Jericho Shinde

Personal information
- Date of birth: 20 December 1959 (age 65)
- Place of birth: Kitwe, Northern Rhodesia
- Position(s): Midfielder

Youth career
- 1974–1977: Rhokana United

Senior career*
- Years: Team / Apps / (Gls)
- 1977–1988: Nkana FC

International career
- 1981–1987: Zambia

Managerial career
- 1993–1995: Kalulushi Modern Stars
- 1996–1997: Botswana Defence Force
- 1997–1998: Kabwe Warriors
- 1999–2001: Kalulushi Modern Stars
- 2002: Nkana F.C.
- 2003–2005: Afrisport
- 2005: Nkana F.C.
- 2007–2008: Zanama FC
- 2009: TAFIC F.C.
- 2011–2012: Chamboli Academy
- 2014: Chimwemwe Chiefs

= Jericho Shinde =

Zambian footballer and coach (born 1959)

Jericho Shinde is a Zambian football coach and former football midfielder, nicknamed "Russian Tank." He was a player for the Nkana Red Devils (now named Nkana F.C.). Shinde won four league titles and was also a midfielder for the Zambia national football team in the 1980s. After retirement, Shinde coached for Nkana, the Kalulushi Modern Stars and the Power Dynamos.

==Playing career==
Shinde was still a student at Kitwe's Chamboli Secondary School when he made his debut for Rhokana as a 17-year-old in 1977. He started his career by playing on the left side of midfield, but transitioned to a central midfielder later in his career. He made his international debut in August 1981 at the age of 21 in a CAN qualifier against Morocco in Rabat, when he replaced the injured Alex Chola in a match which Zambia lost 2–1. His team won the return leg 2–0 to qualify for CAN 82. By this time, Shinde was playing in a central midfield position and though he was a deep-lying midfielder for the national team, he assumed a more attacking role for his club, wearing the number 10 shirt for the Red Devils. He was part of Zambia's team at CAN 1982 and was the star performer as Rhokana (now rechristened Nkana Red Devils) won the inaugural Premier League title in 1982 without losing a single game, and three more titles in 1983, 1985 and 1986. He was part of Zambia's CECAFA winning team in December 1984 in Uganda, scoring a goal against Tanzania in the group stage.

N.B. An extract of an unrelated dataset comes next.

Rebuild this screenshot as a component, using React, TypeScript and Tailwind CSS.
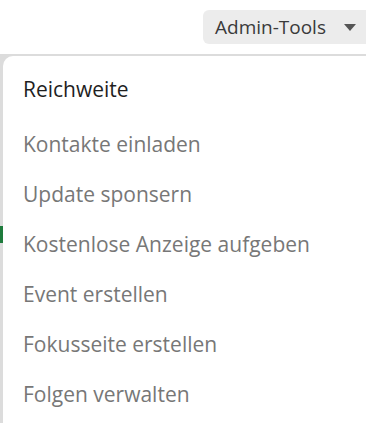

Shinde was at his best when Zambia defeated Cameroon 4–1 in a World Cup qualifier in 1985 in Lusaka, bossing the midfield to telling effect. He was in the team that defeated Nigeria 1–0 on aggregate to qualify to CAN 1986 and he featured at the tournament where Zambia did not make it past the group stage. He played his last game for Zambia against Malawi in an All Africa Games Qualifier in April 1987. In his last game for the Zambia national team, he suffered a knee injury that ended his playing career prematurely.

==Coaching career==
He took up coaching in the early 1990s: first at Nkana as one of the assistants under Moses Simwala; after which, he coached another Zambian Premier League side Kalulushi Modern Stars. Shinde then moved to Nkana's bitter rivals, defending league champions Power Dynamos in 1995, replacing Webby Chilufya who had left for a coaching course in Europe.

When Power Dynamos recorded some indifferent results in the league, Shinde had a traumatic experience when fans blamed him for the team's performances and one of them went as far as following him to his home and pulling a gun on him.

When Power Dynamos surrendered their title to Mufulira Wanderers at the end of the season, Shinde was dismissed and Chilufya reassumed coaching duties and declared that if he had been in charge throughout the season, Dynamos would not have lost the league. Shinde gave no response until a year later when Chilufya was fired at the end of the 1996 season when Dynamos finished third, 19 points behind champions Wanderers. He had the last word, saying that he hoped Chilufya had learnt a lesson, that there were ups and downs in the coaching job.

Shinde later coached Nkana, Afrisport FC and Botswana side TAFIC F.C. He is currently coaching Nkana's feeder team, Young Nkana.